That the Arab-Israeli conflict can be resolved within the confines of an encounter group is the unlikely premise behind the Jewish/Arab “joint model village” of Neve Shalom/Wahat as-Salam. Quite unintentionally, these two books confirm the allegation previously voiced in the exchange between Joseph V. Montville, Edward Alexander, and Ahmad Yusuf in this journal [1]—that the original idea of an apolitical meeting point for Jews, Muslims, and Christians has been perverted into an ideological project centered on the doctrine of Israeli guilt and Arab innocence.

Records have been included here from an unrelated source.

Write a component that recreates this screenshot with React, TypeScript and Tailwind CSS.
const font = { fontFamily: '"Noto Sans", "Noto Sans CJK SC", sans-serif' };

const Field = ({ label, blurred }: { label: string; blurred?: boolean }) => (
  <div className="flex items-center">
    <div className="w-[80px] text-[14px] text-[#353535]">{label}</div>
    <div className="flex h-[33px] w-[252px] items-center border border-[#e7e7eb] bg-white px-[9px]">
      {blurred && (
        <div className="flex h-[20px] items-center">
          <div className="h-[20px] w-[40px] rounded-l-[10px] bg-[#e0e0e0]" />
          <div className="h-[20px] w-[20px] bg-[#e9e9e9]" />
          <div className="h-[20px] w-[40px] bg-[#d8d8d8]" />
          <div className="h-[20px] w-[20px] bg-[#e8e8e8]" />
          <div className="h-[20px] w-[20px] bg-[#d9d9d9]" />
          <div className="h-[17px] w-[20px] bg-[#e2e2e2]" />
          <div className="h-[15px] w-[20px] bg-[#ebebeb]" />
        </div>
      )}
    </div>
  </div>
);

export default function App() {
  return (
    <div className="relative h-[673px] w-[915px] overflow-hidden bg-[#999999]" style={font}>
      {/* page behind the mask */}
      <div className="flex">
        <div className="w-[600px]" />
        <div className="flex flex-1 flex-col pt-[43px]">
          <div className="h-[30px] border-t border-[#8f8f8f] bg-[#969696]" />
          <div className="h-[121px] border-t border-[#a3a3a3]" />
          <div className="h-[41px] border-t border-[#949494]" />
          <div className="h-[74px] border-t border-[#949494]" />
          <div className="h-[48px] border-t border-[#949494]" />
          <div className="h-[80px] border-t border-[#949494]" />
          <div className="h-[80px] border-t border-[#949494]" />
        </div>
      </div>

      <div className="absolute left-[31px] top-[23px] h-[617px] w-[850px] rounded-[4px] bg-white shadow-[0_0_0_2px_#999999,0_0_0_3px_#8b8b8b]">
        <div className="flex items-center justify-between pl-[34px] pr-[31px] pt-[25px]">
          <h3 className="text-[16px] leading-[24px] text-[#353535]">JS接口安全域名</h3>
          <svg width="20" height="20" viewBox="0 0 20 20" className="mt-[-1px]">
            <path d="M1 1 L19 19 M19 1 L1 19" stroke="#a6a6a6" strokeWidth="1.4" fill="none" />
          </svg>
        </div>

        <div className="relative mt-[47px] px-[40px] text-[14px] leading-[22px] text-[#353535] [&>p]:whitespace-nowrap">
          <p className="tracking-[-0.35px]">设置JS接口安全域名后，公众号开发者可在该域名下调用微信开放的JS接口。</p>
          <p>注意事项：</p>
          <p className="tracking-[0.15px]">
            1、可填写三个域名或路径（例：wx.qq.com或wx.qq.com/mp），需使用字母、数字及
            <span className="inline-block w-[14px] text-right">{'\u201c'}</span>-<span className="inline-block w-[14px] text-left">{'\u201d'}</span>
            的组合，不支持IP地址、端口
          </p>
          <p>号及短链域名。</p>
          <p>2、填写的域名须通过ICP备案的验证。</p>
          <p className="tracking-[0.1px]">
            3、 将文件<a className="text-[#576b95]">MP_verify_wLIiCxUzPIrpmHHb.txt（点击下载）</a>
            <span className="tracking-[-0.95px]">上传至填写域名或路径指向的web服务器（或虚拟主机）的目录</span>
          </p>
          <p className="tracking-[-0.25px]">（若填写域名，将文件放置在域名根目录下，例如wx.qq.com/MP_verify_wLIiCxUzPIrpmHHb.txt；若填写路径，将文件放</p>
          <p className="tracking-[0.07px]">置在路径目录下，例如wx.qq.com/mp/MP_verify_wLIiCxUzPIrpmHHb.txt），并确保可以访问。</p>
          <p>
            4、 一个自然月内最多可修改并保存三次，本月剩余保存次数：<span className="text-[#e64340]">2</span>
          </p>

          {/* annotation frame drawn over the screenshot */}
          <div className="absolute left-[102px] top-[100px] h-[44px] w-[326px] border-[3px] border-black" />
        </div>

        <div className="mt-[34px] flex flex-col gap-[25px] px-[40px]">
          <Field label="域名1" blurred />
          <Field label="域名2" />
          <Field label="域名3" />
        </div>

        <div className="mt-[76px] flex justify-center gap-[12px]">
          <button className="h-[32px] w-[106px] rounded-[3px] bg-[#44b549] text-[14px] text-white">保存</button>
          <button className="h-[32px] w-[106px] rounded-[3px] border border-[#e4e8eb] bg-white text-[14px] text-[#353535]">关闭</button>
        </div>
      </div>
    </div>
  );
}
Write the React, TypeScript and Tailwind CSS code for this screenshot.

Feuerverger, an associate professor of teacher development at the University of Toronto, undertook multiple visits to Neve Shalom where she applied her belief that the theories of American psychologist Carol Gilligan and French psychoanalyst Julia Kristeva offer insight into the dynamics of the Middle East. The result is adequately conveyed by her subchapter headings: “Reflexive Ethnography on the Border of Hope,” “Between Aesthetics and Rigor: An Interactive Methodology,” and so on. Combined with these pseudo-scholarly vacuities are the author’s personal musings on her background as a confused Jewish Diaspora academic. Further added to the mix are extracts from her personal journal as well as interviews with various characters she encountered, with one section entitled “In Their Own Voices: Interviews as Resistance to Hegemony.” Feuerverger’s book stands as a testament to the boundless naiveté and self-obsession of North American academic liberals.
Explaining their work at Neve Shalom’s School for Peace, former headmaster Halabi and his colleagues have produced a numbingly predictable collection of jargon-ridden essays on the mechanics of “dialogue.” In his introduction, Halabi casually discloses that Israel’s goals include “subjugating the Arabs by force” and that its methods involve “the system favored by the imperialist nations in the early 1900s.” Among the Jewish contributors, Arie Nadler ridicules the idea of “conflict-resolution” and calls for an “interidentity dialogue about power and equality,” while on the Arab side, Ramzi Suleiman warns the discussion “facilitators” that Jewish participants must not be allowed “to impose a ‘veto’ on political and conflictive aspects.” In short, despite its name, the School for Peace teaches not the reconciliation of differences but the promotion of conflict.
[1] See Joseph V. Montville, “Neve Shalom: A Model of Arab-Israeli Coexistence?"; Edward Alexander, “No, an Exercise in Jewish Self-Debasement"; and Ahmad Yusuf, “No, but a Useful Step toward Bi-Nationalism,” Middle East Quarterly, Dec. 1998, pp. 21-32.